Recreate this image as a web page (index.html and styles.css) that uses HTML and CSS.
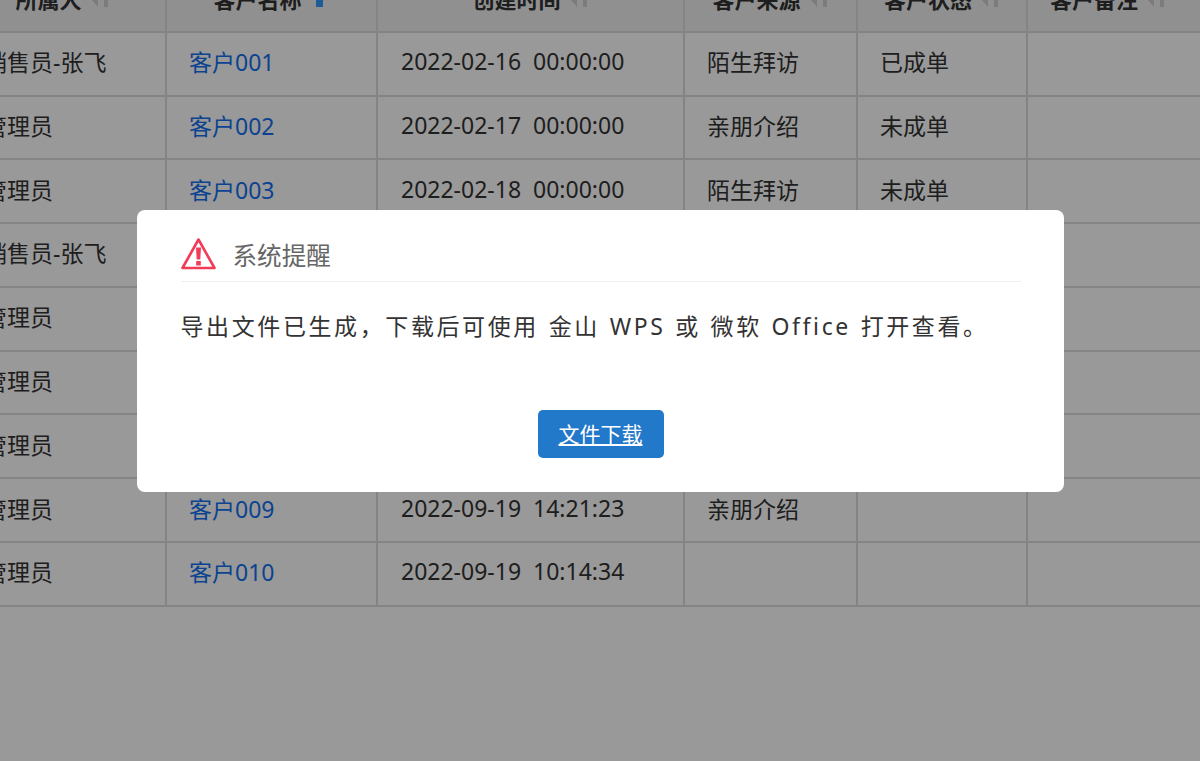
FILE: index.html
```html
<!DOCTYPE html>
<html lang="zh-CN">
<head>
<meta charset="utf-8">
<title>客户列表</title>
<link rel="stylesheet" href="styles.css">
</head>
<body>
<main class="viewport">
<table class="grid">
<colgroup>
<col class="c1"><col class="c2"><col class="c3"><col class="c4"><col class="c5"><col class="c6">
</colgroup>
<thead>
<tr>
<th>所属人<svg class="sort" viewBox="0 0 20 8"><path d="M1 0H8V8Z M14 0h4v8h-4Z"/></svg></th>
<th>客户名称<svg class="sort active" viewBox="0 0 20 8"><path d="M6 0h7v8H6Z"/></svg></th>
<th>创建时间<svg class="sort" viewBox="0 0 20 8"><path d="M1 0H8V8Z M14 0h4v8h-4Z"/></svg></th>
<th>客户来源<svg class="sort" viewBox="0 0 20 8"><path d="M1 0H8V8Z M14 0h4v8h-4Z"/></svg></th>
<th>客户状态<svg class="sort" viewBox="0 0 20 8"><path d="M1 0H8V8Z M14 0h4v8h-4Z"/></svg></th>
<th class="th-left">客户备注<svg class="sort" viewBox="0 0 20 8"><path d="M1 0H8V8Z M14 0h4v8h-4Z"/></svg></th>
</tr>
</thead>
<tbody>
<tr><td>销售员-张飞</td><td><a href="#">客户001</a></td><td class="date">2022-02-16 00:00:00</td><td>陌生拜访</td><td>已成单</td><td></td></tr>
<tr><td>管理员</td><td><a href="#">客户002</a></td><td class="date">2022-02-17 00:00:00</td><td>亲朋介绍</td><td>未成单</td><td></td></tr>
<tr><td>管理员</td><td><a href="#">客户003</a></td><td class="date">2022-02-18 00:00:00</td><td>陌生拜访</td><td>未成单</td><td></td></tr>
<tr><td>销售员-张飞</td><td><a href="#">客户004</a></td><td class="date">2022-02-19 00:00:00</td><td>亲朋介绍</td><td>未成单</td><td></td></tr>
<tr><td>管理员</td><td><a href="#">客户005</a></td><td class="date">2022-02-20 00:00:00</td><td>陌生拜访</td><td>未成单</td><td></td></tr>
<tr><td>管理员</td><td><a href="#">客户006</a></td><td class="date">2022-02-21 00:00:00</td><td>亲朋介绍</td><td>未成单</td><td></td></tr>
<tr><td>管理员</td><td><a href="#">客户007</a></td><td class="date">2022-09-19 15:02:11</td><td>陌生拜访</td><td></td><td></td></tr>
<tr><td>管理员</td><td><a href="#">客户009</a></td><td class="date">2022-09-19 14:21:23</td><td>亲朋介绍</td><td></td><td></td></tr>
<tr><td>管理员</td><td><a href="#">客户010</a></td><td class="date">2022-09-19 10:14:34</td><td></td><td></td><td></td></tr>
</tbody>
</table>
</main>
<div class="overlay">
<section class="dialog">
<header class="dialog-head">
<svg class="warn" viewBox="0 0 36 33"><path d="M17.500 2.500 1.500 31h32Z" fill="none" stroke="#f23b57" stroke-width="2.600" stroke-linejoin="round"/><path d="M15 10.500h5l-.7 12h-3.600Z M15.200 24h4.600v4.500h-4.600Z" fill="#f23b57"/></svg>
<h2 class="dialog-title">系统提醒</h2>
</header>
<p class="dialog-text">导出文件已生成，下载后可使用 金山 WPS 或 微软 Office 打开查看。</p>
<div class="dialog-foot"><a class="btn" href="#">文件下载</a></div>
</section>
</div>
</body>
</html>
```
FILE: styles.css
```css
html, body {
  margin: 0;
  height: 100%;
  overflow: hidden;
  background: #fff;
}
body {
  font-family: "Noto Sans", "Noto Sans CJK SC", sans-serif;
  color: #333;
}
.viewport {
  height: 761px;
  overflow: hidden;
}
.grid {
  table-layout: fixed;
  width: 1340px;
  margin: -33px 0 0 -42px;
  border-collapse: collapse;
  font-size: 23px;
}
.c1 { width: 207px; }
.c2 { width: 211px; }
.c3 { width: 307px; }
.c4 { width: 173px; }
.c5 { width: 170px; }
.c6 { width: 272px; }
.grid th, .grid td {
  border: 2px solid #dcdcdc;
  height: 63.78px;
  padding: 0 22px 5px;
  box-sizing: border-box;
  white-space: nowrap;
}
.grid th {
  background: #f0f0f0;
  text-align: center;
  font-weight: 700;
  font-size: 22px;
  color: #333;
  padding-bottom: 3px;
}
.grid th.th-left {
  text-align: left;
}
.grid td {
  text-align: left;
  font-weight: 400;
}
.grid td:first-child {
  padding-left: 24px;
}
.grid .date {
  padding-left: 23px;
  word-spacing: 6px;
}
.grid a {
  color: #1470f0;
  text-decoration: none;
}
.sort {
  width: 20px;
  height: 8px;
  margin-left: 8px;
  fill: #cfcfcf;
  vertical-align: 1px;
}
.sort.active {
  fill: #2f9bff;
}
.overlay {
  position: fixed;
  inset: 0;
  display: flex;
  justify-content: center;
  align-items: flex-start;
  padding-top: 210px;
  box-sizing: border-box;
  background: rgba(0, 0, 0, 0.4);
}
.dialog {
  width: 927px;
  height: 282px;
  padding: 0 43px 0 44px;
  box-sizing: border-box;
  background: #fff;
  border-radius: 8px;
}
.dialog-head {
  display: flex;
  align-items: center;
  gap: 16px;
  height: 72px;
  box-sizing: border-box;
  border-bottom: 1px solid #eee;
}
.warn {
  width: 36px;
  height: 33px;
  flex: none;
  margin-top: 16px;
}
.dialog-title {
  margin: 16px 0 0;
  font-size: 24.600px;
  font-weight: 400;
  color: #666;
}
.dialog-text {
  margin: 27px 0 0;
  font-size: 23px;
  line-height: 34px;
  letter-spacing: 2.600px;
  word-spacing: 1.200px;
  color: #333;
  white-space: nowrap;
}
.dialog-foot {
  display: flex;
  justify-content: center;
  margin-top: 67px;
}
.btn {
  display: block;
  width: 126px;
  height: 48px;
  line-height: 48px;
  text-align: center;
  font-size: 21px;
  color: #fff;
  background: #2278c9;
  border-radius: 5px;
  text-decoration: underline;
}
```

Aim of the exercise:
Each line of the data should be quoted exactly, with pictures left out.

Result of the exercise:
Recreate this image as a web page (index.html and styles.css) that uses HTML and CSS.
FILE: index.html
```html
<!DOCTYPE html>
<html lang="zh-CN">
<head>
<meta charset="utf-8">
<title>客户列表</title>
<link rel="stylesheet" href="styles.css">
</head>
<body>
<main class="viewport">
<table class="grid">
<colgroup>
<col class="c1"><col class="c2"><col class="c3"><col class="c4"><col class="c5"><col class="c6">
</colgroup>
<thead>
<tr>
<th>所属人<svg class="sort" viewBox="0 0 20 8"><path d="M1 0H8V8Z M14 0h4v8h-4Z"/></svg></th>
<th>客户名称<svg class="sort active" viewBox="0 0 20 8"><path d="M6 0h7v8H6Z"/></svg></th>
<th>创建时间<svg class="sort" viewBox="0 0 20 8"><path d="M1 0H8V8Z M14 0h4v8h-4Z"/></svg></th>
<th>客户来源<svg class="sort" viewBox="0 0 20 8"><path d="M1 0H8V8Z M14 0h4v8h-4Z"/></svg></th>
<th>客户状态<svg class="sort" viewBox="0 0 20 8"><path d="M1 0H8V8Z M14 0h4v8h-4Z"/></svg></th>
<th class="th-left">客户备注<svg class="sort" viewBox="0 0 20 8"><path d="M1 0H8V8Z M14 0h4v8h-4Z"/></svg></th>
</tr>
</thead>
<tbody>
<tr><td>销售员-张飞</td><td><a href="#">客户001</a></td><td class="date">2022-02-16 00:00:00</td><td>陌生拜访</td><td>已成单</td><td></td></tr>
<tr><td>管理员</td><td><a href="#">客户002</a></td><td class="date">2022-02-17 00:00:00</td><td>亲朋介绍</td><td>未成单</td><td></td></tr>
<tr><td>管理员</td><td><a href="#">客户003</a></td><td class="date">2022-02-18 00:00:00</td><td>陌生拜访</td><td>未成单</td><td></td></tr>
<tr><td>销售员-张飞</td><td><a href="#">客户004</a></td><td class="date">2022-02-19 00:00:00</td><td>亲朋介绍</td><td>未成单</td><td></td></tr>
<tr><td>管理员</td><td><a href="#">客户005</a></td><td class="date">2022-02-20 00:00:00</td><td>陌生拜访</td><td>未成单</td><td></td></tr>
<tr><td>管理员</td><td><a href="#">客户006</a></td><td class="date">2022-02-21 00:00:00</td><td>亲朋介绍</td><td>未成单</td><td></td></tr>
<tr><td>管理员</td><td><a href="#">客户007</a></td><td class="date">2022-09-19 15:02:11</td><td>陌生拜访</td><td></td><td></td></tr>
<tr><td>管理员</td><td><a href="#">客户009</a></td><td class="date">2022-09-19 14:21:23</td><td>亲朋介绍</td><td></td><td></td></tr>
<tr><td>管理员</td><td><a href="#">客户010</a></td><td class="date">2022-09-19 10:14:34</td><td></td><td></td><td></td></tr>
</tbody>
</table>
</main>
<div class="overlay">
<section class="dialog">
<header class="dialog-head">
<svg class="warn" viewBox="0 0 36 33"><path d="M17.500 2.500 1.500 31h32Z" fill="none" stroke="#f23b57" stroke-width="2.600" stroke-linejoin="round"/><path d="M15 10.500h5l-.7 12h-3.600Z M15.200 24h4.600v4.500h-4.600Z" fill="#f23b57"/></svg>
<h2 class="dialog-title">系统提醒</h2>
</header>
<p class="dialog-text">导出文件已生成，下载后可使用 金山 WPS 或 微软 Office 打开查看。</p>
<div class="dialog-foot"><a class="btn" href="#">文件下载</a></div>
</section>
</div>
</body>
</html>
```
FILE: styles.css
```css
html, body {
  margin: 0;
  height: 100%;
  overflow: hidden;
  background: #fff;
}
body {
  font-family: "Noto Sans", "Noto Sans CJK SC", sans-serif;
  color: #333;
}
.viewport {
  height: 761px;
  overflow: hidden;
}
.grid {
  table-layout: fixed;
  width: 1340px;
  margin: -33px 0 0 -42px;
  border-collapse: collapse;
  font-size: 23px;
}
.c1 { width: 207px; }
.c2 { width: 211px; }
.c3 { width: 307px; }
.c4 { width: 173px; }
.c5 { width: 170px; }
.c6 { width: 272px; }
.grid th, .grid td {
  border: 2px solid #dcdcdc;
  height: 63.78px;
  padding: 0 22px 5px;
  box-sizing: border-box;
  white-space: nowrap;
}
.grid th {
  background: #f0f0f0;
  text-align: center;
  font-weight: 700;
  font-size: 22px;
  color: #333;
  padding-bottom: 3px;
}
.grid th.th-left {
  text-align: left;
}
.grid td {
  text-align: left;
  font-weight: 400;
}
.grid td:first-child {
  padding-left: 24px;
}
.grid .date {
  padding-left: 23px;
  word-spacing: 6px;
}
.grid a {
  color: #1470f0;
  text-decoration: none;
}
.sort {
  width: 20px;
  height: 8px;
  margin-left: 8px;
  fill: #cfcfcf;
  vertical-align: 1px;
}
.sort.active {
  fill: #2f9bff;
}
.overlay {
  position: fixed;
  inset: 0;
  display: flex;
  justify-content: center;
  align-items: flex-start;
  padding-top: 210px;
  box-sizing: border-box;
  background: rgba(0, 0, 0, 0.4);
}
.dialog {
  width: 927px;
  height: 282px;
  padding: 0 43px 0 44px;
  box-sizing: border-box;
  background: #fff;
  border-radius: 8px;
}
.dialog-head {
  display: flex;
  align-items: center;
  gap: 16px;
  height: 72px;
  box-sizing: border-box;
  border-bottom: 1px solid #eee;
}
.warn {
  width: 36px;
  height: 33px;
  flex: none;
  margin-top: 16px;
}
.dialog-title {
  margin: 16px 0 0;
  font-size: 24.600px;
  font-weight: 400;
  color: #666;
}
.dialog-text {
  margin: 27px 0 0;
  font-size: 23px;
  line-height: 34px;
  letter-spacing: 2.600px;
  word-spacing: 1.200px;
  color: #333;
  white-space: nowrap;
}
.dialog-foot {
  display: flex;
  justify-content: center;
  margin-top: 67px;
}
.btn {
  display: block;
  width: 126px;
  height: 48px;
  line-height: 48px;
  text-align: center;
  font-size: 21px;
  color: #fff;
  background: #2278c9;
  border-radius: 5px;
  text-decoration: underline;
}
```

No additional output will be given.